# [WHAT NEEDS TO BE DONE]
For the material that follows, list every line containing the word "this".

-- BEGIN RECORD SET --

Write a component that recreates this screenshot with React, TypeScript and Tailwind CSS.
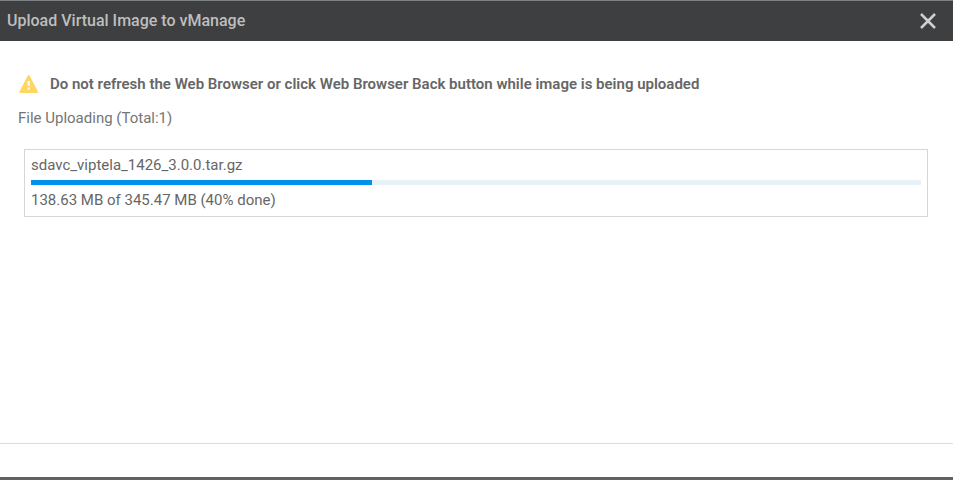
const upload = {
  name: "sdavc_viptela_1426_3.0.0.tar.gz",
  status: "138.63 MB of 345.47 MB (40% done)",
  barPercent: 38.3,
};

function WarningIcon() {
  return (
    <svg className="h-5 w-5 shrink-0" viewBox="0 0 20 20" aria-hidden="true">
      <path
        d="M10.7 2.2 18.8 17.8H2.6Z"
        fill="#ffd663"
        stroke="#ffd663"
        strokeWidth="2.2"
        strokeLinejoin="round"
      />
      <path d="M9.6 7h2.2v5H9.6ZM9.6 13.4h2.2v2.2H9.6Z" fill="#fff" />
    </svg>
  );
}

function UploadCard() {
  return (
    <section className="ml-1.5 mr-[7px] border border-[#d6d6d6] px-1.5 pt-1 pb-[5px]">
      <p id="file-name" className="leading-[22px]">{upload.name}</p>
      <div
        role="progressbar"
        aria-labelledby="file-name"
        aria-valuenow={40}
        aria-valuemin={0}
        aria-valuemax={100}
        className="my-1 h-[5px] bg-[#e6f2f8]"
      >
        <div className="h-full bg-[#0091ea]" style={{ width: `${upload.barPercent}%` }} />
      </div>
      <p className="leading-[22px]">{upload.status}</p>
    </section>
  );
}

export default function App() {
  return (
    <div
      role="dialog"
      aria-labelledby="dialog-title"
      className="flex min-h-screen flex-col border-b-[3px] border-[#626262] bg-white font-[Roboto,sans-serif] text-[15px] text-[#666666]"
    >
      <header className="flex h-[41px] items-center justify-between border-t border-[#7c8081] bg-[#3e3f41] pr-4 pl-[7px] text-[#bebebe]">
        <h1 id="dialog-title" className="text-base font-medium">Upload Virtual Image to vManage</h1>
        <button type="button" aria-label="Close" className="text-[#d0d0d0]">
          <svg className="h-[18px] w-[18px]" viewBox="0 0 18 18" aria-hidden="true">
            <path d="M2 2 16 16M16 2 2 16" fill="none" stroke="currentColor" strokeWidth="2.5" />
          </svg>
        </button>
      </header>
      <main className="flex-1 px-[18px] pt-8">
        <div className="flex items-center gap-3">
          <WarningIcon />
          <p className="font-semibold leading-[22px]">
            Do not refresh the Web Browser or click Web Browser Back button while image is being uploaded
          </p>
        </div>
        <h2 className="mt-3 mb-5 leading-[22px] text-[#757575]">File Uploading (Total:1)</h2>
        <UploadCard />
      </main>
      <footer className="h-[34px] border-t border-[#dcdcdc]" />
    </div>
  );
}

-- END RECORD SET --
-- BEGIN RECORD SET --

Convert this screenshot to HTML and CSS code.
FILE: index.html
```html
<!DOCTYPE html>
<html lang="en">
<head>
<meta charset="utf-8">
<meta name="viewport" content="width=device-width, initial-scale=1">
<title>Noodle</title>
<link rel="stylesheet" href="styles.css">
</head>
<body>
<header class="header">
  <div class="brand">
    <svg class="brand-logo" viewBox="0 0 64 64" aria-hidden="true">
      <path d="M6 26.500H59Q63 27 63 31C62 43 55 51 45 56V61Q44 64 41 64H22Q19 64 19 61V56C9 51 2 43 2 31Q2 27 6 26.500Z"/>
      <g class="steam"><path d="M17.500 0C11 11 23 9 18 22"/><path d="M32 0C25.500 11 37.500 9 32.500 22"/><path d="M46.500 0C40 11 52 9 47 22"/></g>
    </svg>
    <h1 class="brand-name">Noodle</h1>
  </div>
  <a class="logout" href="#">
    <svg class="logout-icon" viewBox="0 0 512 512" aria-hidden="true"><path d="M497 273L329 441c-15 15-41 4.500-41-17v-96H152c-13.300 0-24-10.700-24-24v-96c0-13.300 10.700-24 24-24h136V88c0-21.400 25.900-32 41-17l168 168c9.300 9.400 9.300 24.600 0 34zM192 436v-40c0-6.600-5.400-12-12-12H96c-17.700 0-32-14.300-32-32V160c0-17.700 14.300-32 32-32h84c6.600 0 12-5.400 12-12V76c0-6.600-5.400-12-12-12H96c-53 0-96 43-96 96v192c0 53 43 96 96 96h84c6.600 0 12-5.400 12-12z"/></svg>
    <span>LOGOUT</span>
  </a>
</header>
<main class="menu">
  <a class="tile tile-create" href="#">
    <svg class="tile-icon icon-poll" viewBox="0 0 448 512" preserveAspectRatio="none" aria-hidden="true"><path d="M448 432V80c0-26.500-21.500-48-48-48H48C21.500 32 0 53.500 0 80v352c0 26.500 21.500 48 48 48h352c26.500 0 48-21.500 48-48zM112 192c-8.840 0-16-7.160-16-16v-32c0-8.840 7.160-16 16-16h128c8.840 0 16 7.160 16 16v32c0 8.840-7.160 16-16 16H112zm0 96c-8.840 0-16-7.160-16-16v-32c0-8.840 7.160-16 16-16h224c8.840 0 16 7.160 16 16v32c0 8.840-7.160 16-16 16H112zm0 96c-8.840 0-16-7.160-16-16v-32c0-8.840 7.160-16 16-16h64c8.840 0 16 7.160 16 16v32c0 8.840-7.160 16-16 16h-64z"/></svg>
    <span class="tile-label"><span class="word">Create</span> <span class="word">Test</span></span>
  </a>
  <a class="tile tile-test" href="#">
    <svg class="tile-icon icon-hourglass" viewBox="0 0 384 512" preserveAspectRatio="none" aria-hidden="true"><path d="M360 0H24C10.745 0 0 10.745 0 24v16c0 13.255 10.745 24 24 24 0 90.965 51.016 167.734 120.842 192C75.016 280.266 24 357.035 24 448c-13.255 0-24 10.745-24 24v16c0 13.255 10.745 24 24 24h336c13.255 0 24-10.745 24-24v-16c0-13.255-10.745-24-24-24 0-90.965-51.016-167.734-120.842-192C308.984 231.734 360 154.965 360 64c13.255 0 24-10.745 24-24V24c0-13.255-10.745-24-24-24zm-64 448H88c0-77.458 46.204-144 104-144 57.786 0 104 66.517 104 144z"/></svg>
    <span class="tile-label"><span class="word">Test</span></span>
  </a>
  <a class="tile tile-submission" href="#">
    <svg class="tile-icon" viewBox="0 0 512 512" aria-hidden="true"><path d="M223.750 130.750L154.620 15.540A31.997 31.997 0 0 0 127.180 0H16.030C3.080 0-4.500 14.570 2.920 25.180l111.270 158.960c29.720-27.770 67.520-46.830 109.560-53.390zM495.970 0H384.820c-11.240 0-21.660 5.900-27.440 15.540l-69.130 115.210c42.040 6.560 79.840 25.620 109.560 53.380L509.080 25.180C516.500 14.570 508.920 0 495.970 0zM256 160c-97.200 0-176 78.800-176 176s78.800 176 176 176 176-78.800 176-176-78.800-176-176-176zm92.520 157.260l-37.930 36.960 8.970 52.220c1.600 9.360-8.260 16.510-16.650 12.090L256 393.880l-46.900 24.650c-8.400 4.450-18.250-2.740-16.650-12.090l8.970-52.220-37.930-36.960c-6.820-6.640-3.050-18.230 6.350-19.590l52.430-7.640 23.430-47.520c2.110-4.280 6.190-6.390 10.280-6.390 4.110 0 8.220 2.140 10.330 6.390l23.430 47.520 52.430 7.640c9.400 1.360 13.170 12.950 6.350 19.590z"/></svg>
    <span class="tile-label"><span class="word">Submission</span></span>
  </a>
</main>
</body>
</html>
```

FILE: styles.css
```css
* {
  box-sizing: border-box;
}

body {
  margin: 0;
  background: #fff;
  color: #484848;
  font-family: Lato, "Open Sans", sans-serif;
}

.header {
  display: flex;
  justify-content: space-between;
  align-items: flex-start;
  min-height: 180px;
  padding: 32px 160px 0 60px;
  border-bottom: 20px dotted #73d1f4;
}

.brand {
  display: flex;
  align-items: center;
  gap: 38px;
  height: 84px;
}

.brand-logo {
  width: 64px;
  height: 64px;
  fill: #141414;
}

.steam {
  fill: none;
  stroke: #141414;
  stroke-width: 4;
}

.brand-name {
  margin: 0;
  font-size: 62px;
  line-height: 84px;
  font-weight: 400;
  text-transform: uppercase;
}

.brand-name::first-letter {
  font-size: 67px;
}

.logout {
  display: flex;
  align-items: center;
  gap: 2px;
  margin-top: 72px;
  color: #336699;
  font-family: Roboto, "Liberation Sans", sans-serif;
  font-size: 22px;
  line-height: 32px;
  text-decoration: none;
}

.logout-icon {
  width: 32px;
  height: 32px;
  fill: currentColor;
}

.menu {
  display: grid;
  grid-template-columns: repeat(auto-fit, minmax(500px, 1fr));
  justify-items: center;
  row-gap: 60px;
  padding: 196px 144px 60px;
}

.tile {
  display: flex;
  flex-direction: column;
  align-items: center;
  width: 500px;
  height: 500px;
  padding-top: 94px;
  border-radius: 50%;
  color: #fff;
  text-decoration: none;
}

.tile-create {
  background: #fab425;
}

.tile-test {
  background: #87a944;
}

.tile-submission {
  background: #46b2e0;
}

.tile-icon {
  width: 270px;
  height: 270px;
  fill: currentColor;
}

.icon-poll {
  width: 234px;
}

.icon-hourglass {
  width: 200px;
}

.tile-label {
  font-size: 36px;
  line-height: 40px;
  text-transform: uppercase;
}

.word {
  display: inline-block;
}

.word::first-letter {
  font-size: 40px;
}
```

-- END RECORD SET --

# [THE RESULT]
Write a component that recreates this screenshot with React, TypeScript and Tailwind CSS.
Convert this screenshot to HTML and CSS code.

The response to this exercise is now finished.